The Swedish health authorities predicted that 40% of the Stockholm population would have developed antibodies by May 2020, when in reality this figure is estimated to be below 20%

However, there is growing evidence that antibodies may not be long-lasting, or that they may not be developed in sufficient levels among mild-sufferers. The Swedish health authorities predicted that 40% of the Stockholm population would have developed antibodies by May 2020, when in reality this figure is estimated to be below 20%.

If cases rise again over the coming months, we’d expect consumer spending to come under some pressure again as it did in the second quarter.

However, the evidence from current Covid-19 hotspots – e.g. France and Spain – suggests that this time behaviour may differ somewhat. Mobility data provides few signs so far that people are reducing their movements in response to higher case numbers.

It’s early days, but we’d suggest that if we were to see another spike in Sweden, then social spending (which dipped noticeably during the pandemic despite the absence of a full lockdown) would be less adversely affected.


Sweden is a particularly open economy, and its relative-reliance on exports and its trade links with Europe and the US leaves it vulnerable to Covid-19 disruption elsewhere.

Exports, already hit by a combination of the global trade war and to a lesser extent the threat of a ‘no-deal’ Brexit, were hit hard during the wider European lockdowns.

Sales of Swedish goods to the rest of the world fell 20% in the second quarter (albeit this data is ordinarily fairly volatile). Machinery and transport equipment, a key export category, saw trade plummet as global industrial demand fell and key supply chain links (e.g. with Germany) stalled.

The silver lining, at least for the time being, is that Sweden’s major trading partners are currently experiencing lower cases of Covid-19 in relative terms.

That suggests a more stable demand environment for Swedish exports over the winter, and unlike the earlier phase of the pandemic, significant supply chain disruption has become less of a risk. Factory closures across Europe – a feature of many of the stricter lockdowns – are unlikely to be repeated, even if other ‘social’ sectors in Europe are shuttered once more.

Exports by Country 2019 vs 2020 (Jan-Jun)

CFTC, Macrobond, ING
CFTC, Macrobond, ING

Exports by Industry 2019 vs 2020 (Jan-Jun)

CFTC, Macrobond, ING
CFTC, Macrobond, ING

Jobs market

Swedish unemployment was already creeping higher before the crisis struck, and has risen further than most other European countries through the pandemic. Admittedly, the statistics have been mired in uncertainty over the past year, following statistical errors around the same time in 2019.

But even so, the level of redundancies have spiked, particularly in the hardest-hit sectors of manufacturing, hotels/restaurants and transportation.
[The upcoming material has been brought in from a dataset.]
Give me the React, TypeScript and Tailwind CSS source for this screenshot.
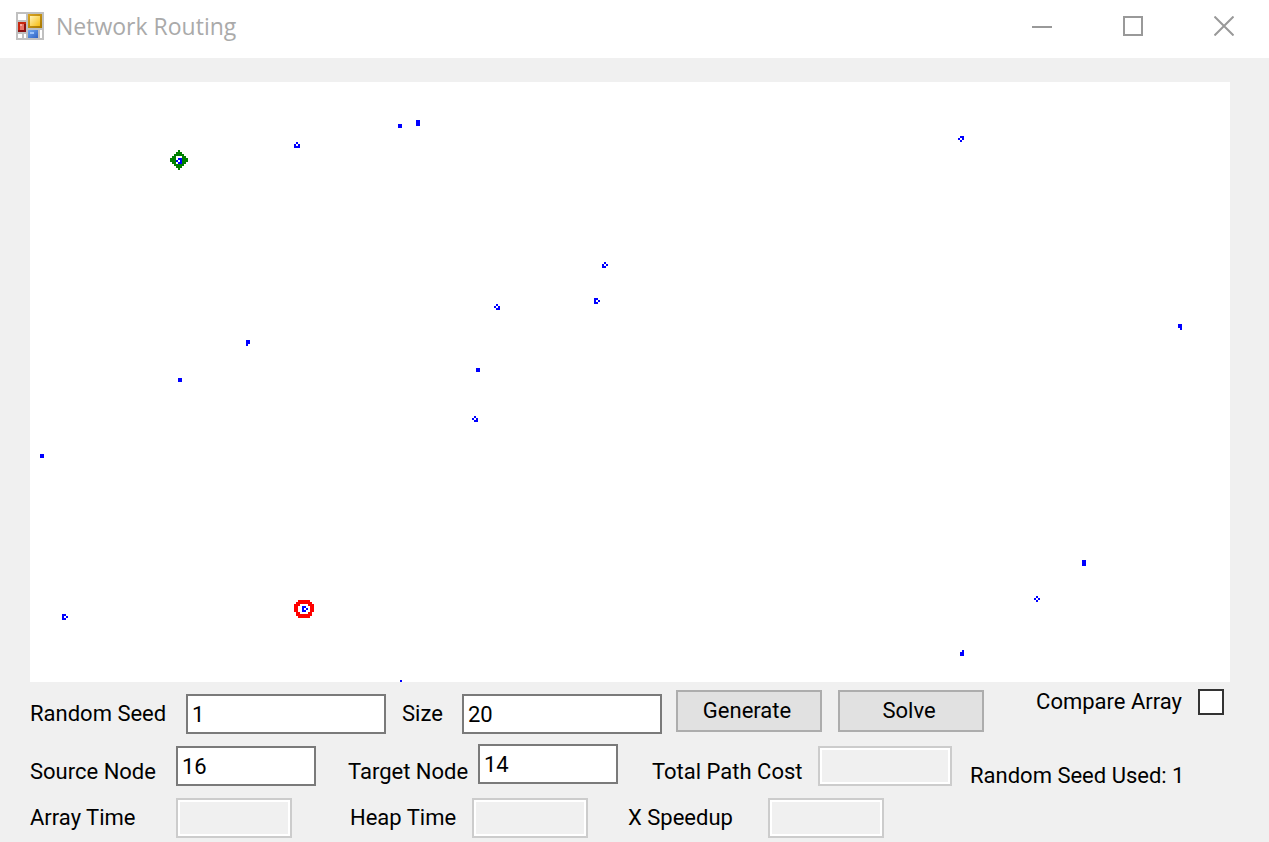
import { useState } from "react";
import type { ReactNode } from "react";

type Sprite = { x: number; y: number; rows: string[] };

const BLOCK = ["##", "##"];
const TALL = ["##", "##", "##"];
const ARROW = ["##.", "#.#", "##."];

// Canvas cells, each one drawn as a unit square of the view box.
const nodes: Sprite[] = [
  { x: 132, y: 30, rows: [".#.", "#.#", "###"] },
  { x: 184, y: 21, rows: BLOCK },
  { x: 193, y: 19, rows: TALL },
  { x: 464, y: 27, rows: [".##", "#.#", ".#."] },
  { x: 286, y: 90, rows: [".#.", "#.#", "##."] },
  { x: 282, y: 108, rows: ARROW },
  { x: 232, y: 111, rows: [".#.", "#.#", ".##"] },
  { x: 223, y: 143, rows: BLOCK },
  { x: 221, y: 167, rows: [".#.", "#.#", ".##"] },
  { x: 108, y: 129, rows: ["##", "##", "#."] },
  { x: 74, y: 148, rows: BLOCK },
  { x: 5, y: 186, rows: BLOCK },
  { x: 16, y: 266, rows: ARROW },
  { x: 136, y: 262, rows: ARROW },
  { x: 185, y: 299, rows: ["#"] },
  { x: 574, y: 121, rows: ["##", "##", ".#"] },
  { x: 526, y: 239, rows: TALL },
  { x: 502, y: 257, rows: [".#.", "#.#", ".#."] },
  { x: 465, y: 284, rows: [".#", "##", "##"] },
  { x: 73, y: 38, rows: [".##", "#.#", ".##"] },
];

const sourceMarker: Sprite = {
  x: 70,
  y: 34,
  rows: [
    "....#....",
    "...###...",
    "..#####..",
    ".##...##.",
    "###...###",
    "###...###",
    ".##...##.",
    "..#####..",
    "...###...",
    "....#....",
  ],
};

const targetMarker: Sprite = {
  x: 132,
  y: 259,
  rows: [
    "..######..",
    ".########.",
    "###....###",
    "##......##",
    "##......##",
    "##......##",
    ".##....##.",
    ".########.",
    "..######..",
  ],
};

function spritePath({ x, y, rows }: Sprite) {
  return rows
    .flatMap((row, r) =>
      [...row].map((c, i) => (c === "#" ? `M${x + i} ${y + r}h1v1h-1z` : "")),
    )
    .join("");
}

function AppIcon() {
  return (
    <svg viewBox="0 0 14 14" className="size-7" shapeRendering="crispEdges" aria-hidden="true">
      <defs>
        <linearGradient id="gold" x1="0" y1="0" x2="1" y2="1">
          <stop offset="0" stopColor="#fff3b8" />
          <stop offset="1" stopColor="#f7bd10" />
        </linearGradient>
        <linearGradient id="goldEdge" x1="0" y1="0" x2="1" y2="1">
          <stop offset="0" stopColor="#dba520" />
          <stop offset="1" stopColor="#a87800" />
        </linearGradient>
        <linearGradient id="sky" x1="0" y1="0" x2="1" y2="1">
          <stop offset="0" stopColor="#6fa8f0" />
          <stop offset="1" stopColor="#2f62c4" />
        </linearGradient>
      </defs>
      <path fill="#c0c0c0" d="M0 0h14v14H0z" />
      <path fill="#fff" d="M1 1h4v3H1zM1 11h2v2H1zM4 11h1v2H4zM12 9h1v4h-1z" />
      <path fill="url(#goldEdge)" d="M6 1h7v7H6z" />
      <path fill="url(#gold)" d="M7 2h5v5H7z" />
      <path fill="#c8260f" d="M1 5h4v5H1z" />
      <path fill="#8c1212" d="M4 6h1v4H1V9h3z" />
      <path fill="#e87468" d="M2 6h2v3H2z" />
      <path fill="#f7aaa2" d="M2 6h1v1H2z" />
      <path fill="url(#sky)" d="M6 9h5v4H6z" />
      <path fill="#9cc4fa" d="M7 10h2v1H7z" />
    </svg>
  );
}

function CaptionButton({ label, children }: { label: string; children: ReactNode }) {
  return (
    <button type="button" aria-label={label} className="flex h-13 w-[91px] items-center justify-center">
      <svg viewBox="0 0 20 20" className="size-5" fill="none" stroke="#999" strokeWidth="2" aria-hidden="true">
        {children}
      </svg>
    </button>
  );
}

const entry = "h-10 border-2 border-[#7a7a7a] bg-white px-1 leading-8 outline-none";
const readout = "h-10 border-2 border-[#ccc] bg-[#f0f0f0] px-1 shadow-[inset_0_0_0_2px_#fff] outline-none";
const action = "h-[42px] w-[146px] shrink-0 border-2 border-[#adadad] bg-[#e1e1e1] pr-1";

export default function App() {
  const [seed, setSeed] = useState("1");
  const [size, setSize] = useState("20");
  const [source, setSource] = useState("16");
  const [target, setTarget] = useState("14");

  return (
    <div className="min-h-screen bg-[#f0f0f0] font-['Roboto',sans-serif] text-[22px] leading-7 text-black">
      <header className="flex h-[58px] items-start bg-white pl-4">
        <div className="flex items-center gap-3 pt-2">
          <AppIcon />
          <h1 className="font-['Open_Sans',sans-serif] text-[23px] leading-9 text-[#aaa]">Network Routing</h1>
        </div>
        <div className="ml-auto flex">
          <CaptionButton label="Minimize">
            <path d="M0 11h20" />
          </CaptionButton>
          <CaptionButton label="Maximize">
            <path d="M1 1h18v18H1z" />
          </CaptionButton>
          <CaptionButton label="Close">
            <path d="M.5 .5l19 19M19.5 .5l-19 19" />
          </CaptionButton>
        </div>
      </header>

      <main className="pt-6 pr-[39px] pl-[30px]">
        <svg viewBox="0 0 600 300" className="block w-full bg-white" shapeRendering="crispEdges" role="img" aria-label="Node map">
          <path fill="#008000" d={spritePath(sourceMarker)} />
          <path fill="#f00" d={spritePath(targetMarker)} />
          <path fill="#00f" d={nodes.map(spritePath).join("")} />
        </svg>

        <form className="pt-[6px] whitespace-nowrap" onSubmit={(e) => e.preventDefault()}>
          <div className="flex items-center">
            <div className="flex items-center self-end">
              <label htmlFor="seed" className="w-[156px]">Random Seed</label>
              <input id="seed" value={seed} onChange={(e) => setSeed(e.target.value)} className={`${entry} w-[200px]`} />
            </div>
            <div className="ml-4 flex items-center self-end">
              <label htmlFor="size" className="w-[60px]">Size</label>
              <input id="size" value={size} onChange={(e) => setSize(e.target.value)} className={`${entry} w-[200px]`} />
            </div>
            <div className="ml-[14px] flex gap-4 py-[2px]">
              <button type="button" className={action}>Generate</button>
              <button type="submit" className={action}>Solve</button>
            </div>
            <label className="mr-[6px] mb-[18px] ml-auto flex items-center gap-4">
              Compare Array
              <input type="checkbox" className="size-[26px] appearance-none border-2 border-[#333] bg-white checked:bg-[#333]" />
            </label>
          </div>

          <div className="mt-[10px] flex min-h-[46px] items-start">
            <div className="flex items-end pt-[2px]">
              <label htmlFor="source" className="w-[146px]">Source Node</label>
              <input id="source" value={source} onChange={(e) => setSource(e.target.value)} className={`${entry} w-[140px]`} />
            </div>
            <div className="ml-8 flex h-[42px] items-start">
              <label htmlFor="target" className="w-[130px] self-end">Target Node</label>
              <input id="target" value={target} onChange={(e) => setTarget(e.target.value)} className={`${entry} w-[140px]`} />
            </div>
            <div className="ml-[34px] flex items-end pt-[2px]">
              <label htmlFor="cost" className="w-[166px]">Total Path Cost</label>
              <input id="cost" readOnly className={`${readout} w-[134px]`} />
            </div>
            <p className="ml-[18px] self-end">Random Seed Used: 1</p>
          </div>

          <div className="mt-2 flex items-center">
            <label htmlFor="array-time" className="w-[146px]">Array Time</label>
            <input id="array-time" readOnly className={`${readout} w-[116px]`} />
            <label htmlFor="heap-time" className="ml-[58px] w-[122px]">Heap Time</label>
            <input id="heap-time" readOnly className={`${readout} w-[116px]`} />
            <label htmlFor="speedup" className="ml-10 w-[140px]">X Speedup</label>
            <input id="speedup" readOnly className={`${readout} w-[116px]`} />
          </div>
        </form>
      </main>
    </div>
  );
}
The more encouraging news is that things appear to have stabilised over the summer, and of course, like other European countries, the Swedish government is continuing to provide help in the form of short-term work schemes.

Job vacancies have been showing a moderate rise since the low in June, and this can be expected to recover further we should the virus remains under control. Swedish business surveys and PMI data are already showing an improvement in expectations.
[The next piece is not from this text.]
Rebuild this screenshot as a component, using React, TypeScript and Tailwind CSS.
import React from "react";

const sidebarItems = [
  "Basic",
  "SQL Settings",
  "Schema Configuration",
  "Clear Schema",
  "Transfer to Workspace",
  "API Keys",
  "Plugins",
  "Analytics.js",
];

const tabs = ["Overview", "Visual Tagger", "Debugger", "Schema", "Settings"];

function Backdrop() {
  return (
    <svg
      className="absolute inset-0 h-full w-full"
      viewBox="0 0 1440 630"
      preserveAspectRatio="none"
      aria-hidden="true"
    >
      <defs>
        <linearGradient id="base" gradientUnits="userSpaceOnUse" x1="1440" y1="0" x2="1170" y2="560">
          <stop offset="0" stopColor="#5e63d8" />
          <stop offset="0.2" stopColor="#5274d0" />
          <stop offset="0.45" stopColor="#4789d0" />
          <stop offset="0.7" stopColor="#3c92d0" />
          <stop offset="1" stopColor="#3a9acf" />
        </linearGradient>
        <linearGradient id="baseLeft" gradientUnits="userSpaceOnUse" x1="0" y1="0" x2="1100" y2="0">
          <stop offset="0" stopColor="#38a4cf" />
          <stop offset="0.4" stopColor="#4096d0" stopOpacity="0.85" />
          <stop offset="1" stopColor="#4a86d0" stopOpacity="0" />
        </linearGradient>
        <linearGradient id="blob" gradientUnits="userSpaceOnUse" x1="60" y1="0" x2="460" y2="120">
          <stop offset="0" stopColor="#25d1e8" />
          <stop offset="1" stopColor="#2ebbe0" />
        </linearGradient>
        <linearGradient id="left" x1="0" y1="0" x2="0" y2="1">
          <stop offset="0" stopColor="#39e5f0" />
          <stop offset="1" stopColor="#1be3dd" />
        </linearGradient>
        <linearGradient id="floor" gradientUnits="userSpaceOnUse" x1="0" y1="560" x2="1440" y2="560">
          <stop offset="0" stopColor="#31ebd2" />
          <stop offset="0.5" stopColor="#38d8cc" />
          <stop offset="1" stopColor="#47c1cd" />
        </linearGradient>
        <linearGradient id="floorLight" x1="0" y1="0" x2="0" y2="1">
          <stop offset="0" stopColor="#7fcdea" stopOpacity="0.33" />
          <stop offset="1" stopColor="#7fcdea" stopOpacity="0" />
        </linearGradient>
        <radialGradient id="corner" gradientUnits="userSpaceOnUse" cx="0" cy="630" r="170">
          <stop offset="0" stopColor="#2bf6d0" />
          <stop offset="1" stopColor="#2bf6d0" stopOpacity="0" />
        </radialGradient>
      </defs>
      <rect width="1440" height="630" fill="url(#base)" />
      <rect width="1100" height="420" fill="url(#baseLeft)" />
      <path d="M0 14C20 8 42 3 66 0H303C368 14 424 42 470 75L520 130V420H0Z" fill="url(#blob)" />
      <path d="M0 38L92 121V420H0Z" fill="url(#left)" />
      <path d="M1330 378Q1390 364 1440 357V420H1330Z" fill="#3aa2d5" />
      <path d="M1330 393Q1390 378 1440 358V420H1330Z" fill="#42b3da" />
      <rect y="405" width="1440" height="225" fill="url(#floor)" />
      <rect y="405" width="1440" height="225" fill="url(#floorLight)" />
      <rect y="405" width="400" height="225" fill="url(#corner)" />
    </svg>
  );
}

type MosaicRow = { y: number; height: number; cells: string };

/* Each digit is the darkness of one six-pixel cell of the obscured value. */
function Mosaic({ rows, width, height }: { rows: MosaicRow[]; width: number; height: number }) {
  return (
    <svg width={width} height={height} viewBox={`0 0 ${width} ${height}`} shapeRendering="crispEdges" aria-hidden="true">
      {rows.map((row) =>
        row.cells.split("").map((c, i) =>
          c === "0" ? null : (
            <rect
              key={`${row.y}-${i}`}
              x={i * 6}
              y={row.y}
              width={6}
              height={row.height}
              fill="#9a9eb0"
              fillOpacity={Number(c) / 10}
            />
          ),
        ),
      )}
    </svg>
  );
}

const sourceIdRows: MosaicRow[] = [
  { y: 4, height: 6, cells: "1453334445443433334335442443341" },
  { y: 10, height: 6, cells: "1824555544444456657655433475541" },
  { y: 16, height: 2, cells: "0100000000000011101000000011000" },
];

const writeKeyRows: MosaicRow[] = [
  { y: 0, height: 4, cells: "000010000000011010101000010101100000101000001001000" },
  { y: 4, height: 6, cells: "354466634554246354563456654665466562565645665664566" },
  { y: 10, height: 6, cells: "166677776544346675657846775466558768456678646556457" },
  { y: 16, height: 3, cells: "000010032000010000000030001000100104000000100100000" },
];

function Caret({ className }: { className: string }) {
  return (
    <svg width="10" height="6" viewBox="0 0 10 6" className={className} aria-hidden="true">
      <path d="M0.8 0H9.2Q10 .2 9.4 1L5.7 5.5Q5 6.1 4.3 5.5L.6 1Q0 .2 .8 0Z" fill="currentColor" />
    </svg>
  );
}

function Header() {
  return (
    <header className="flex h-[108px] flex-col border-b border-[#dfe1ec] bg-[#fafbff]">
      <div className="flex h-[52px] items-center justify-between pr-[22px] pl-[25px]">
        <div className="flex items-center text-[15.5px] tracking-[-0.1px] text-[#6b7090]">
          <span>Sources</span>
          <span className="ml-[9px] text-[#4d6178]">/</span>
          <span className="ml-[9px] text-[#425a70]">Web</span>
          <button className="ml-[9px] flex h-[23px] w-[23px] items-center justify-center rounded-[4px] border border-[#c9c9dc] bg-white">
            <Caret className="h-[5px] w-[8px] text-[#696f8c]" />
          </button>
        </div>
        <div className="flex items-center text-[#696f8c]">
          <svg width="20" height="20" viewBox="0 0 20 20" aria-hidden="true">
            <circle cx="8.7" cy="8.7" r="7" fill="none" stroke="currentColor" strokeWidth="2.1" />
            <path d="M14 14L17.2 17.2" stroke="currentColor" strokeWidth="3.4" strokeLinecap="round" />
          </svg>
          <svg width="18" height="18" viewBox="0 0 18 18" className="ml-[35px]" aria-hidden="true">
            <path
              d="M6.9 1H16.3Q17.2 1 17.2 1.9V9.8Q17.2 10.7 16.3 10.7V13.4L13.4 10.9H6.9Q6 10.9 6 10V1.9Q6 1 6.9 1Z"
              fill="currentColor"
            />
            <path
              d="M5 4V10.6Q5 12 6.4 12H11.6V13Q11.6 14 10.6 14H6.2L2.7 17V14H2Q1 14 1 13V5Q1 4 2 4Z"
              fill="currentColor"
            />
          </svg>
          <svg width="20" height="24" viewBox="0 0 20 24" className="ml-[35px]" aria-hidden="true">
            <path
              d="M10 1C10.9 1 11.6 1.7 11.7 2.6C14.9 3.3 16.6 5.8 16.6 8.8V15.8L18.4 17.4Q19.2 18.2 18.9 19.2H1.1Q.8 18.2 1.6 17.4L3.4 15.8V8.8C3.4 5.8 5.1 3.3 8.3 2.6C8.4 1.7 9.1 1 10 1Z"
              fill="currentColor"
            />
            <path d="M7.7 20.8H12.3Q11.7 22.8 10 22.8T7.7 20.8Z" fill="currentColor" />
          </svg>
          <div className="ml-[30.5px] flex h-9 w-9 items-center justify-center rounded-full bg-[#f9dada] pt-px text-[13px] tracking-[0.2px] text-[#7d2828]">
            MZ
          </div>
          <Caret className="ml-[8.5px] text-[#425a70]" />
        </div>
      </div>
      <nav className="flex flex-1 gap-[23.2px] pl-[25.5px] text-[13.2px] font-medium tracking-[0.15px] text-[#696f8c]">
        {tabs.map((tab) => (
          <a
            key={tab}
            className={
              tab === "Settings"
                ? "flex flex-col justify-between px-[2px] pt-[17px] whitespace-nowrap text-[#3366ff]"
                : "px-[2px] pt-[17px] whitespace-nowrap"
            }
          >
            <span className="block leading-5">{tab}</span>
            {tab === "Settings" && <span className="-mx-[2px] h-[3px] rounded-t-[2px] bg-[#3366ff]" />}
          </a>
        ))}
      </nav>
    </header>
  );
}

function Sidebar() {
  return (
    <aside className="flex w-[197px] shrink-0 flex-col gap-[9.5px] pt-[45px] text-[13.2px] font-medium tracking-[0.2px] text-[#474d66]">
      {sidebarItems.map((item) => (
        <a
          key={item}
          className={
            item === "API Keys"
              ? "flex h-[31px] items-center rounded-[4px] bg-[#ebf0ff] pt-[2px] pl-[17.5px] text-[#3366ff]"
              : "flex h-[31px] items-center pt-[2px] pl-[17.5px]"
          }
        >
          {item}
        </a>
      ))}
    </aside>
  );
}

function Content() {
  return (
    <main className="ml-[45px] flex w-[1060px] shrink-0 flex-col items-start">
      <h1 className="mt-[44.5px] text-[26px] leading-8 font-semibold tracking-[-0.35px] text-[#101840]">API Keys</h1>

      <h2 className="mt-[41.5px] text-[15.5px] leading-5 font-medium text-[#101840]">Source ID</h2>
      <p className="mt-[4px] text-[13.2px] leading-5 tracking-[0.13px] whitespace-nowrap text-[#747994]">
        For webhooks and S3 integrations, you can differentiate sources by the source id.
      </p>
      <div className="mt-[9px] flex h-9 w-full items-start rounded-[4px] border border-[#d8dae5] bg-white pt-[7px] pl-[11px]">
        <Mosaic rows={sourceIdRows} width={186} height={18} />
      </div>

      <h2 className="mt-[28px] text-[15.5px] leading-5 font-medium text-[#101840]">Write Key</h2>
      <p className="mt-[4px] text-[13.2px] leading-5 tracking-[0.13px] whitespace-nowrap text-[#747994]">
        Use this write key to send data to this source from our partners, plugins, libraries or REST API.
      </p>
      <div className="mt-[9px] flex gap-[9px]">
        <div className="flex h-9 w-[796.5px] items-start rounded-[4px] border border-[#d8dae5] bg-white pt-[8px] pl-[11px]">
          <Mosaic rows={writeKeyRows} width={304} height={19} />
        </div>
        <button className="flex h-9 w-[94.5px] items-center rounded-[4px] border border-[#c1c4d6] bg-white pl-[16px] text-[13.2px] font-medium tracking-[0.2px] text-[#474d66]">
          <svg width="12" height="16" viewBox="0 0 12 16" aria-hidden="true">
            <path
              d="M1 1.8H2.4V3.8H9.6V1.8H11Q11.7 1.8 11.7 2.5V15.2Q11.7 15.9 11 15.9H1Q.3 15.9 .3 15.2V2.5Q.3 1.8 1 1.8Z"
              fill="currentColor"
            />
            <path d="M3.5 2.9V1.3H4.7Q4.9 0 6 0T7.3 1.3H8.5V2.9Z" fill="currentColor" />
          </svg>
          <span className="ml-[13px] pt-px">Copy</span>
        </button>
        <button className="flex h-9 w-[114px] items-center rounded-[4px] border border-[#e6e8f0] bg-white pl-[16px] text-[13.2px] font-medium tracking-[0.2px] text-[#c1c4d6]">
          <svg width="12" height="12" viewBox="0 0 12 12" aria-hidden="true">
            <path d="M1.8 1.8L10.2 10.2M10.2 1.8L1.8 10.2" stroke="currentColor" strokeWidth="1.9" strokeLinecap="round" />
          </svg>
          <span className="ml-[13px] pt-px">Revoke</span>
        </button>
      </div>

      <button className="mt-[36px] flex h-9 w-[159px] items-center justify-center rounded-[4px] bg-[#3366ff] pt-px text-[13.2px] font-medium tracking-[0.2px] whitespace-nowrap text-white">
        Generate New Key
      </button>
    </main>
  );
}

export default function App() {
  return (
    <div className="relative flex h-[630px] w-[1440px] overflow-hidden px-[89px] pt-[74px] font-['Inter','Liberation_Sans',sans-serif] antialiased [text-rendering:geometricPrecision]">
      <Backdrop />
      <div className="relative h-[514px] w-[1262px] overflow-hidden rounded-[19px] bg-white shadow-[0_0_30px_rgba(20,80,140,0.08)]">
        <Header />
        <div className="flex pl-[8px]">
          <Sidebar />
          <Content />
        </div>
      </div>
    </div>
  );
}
For instance, European Commission services confidence data shows that demand expectations have recovered – the balance of firms expecting an improvement over the next three months -50% in April, to now only around 0%.

Job vacancies by industry

CFTC, Macrobond, ING
CFTC, Macrobond, ING

Housing market

Finally, the housing market has been a key weakness of Sweden for a while with high household debt levels and a price decline in recent years.

Having said that, the short-term price shock from the crisis remained relatively small. This is perhaps partly because the absence of a full lockdown meant Swedes were still able to move house, but as we’ve seen elsewhere, trends such as increased home-working have seen buyers alter their buying criteria as a result of the pandemic.

The SEB housing price indicator has been on a positive trend in recent months, and we expect this to continue if cases remain under control.